Pre-litigation claims procedure
Another significant provision of this law is its detailed and extensive pre-filing claims procedure. The statute implements a mandatory procedure prior to the filing of a construction defect lawsuit that includes inspections, exchange of construction documents under certain circumstances and mediation at various points, at various timeframes. These are designed to eliminate defect litigation. Of course, the bill contains an opt-out clause that if the builder fails to follow any of the procedures, the homeowner is entitled to proceed with the filing of a civil action.
Although the express legislative intent of this construction defect statutory overhaul was to improve standards and procedures for the administration of civil justice and early resolution of construction defects, it is too soon to judge the effect of this sweeping Construction Defect legislation.
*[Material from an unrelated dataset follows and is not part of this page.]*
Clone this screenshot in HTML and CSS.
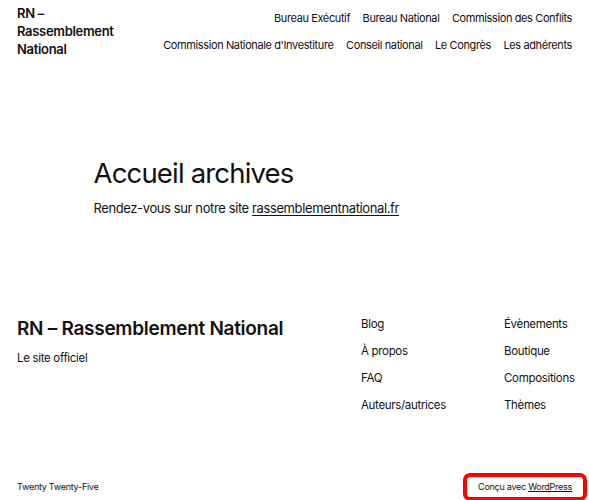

The inherent uncertainty, lack of defined terms and potential disputes presented by the statutory procedure could very well lead to more litigation before we gain a clear and concise understanding of its impact on construction defect litigation. Indeed, disputes are likely to continue over proper scope of repair; cost of repair; what is or is not defective; and, who among the developer, general contractor and subcontractors are responsible and to what extent. Instead, we are likely to see construction defect litigation remain constant if not increase as owners and developers alike struggle to interpret and apply this complex statute.
Not until the homes sold on or after January 2003 have experienced noticeable deficiencies will the law truly be tested. Until then, homeowners must be mindful of the various statutes of limitations and be diligent in inspecting their property for the slightest sign of a defect.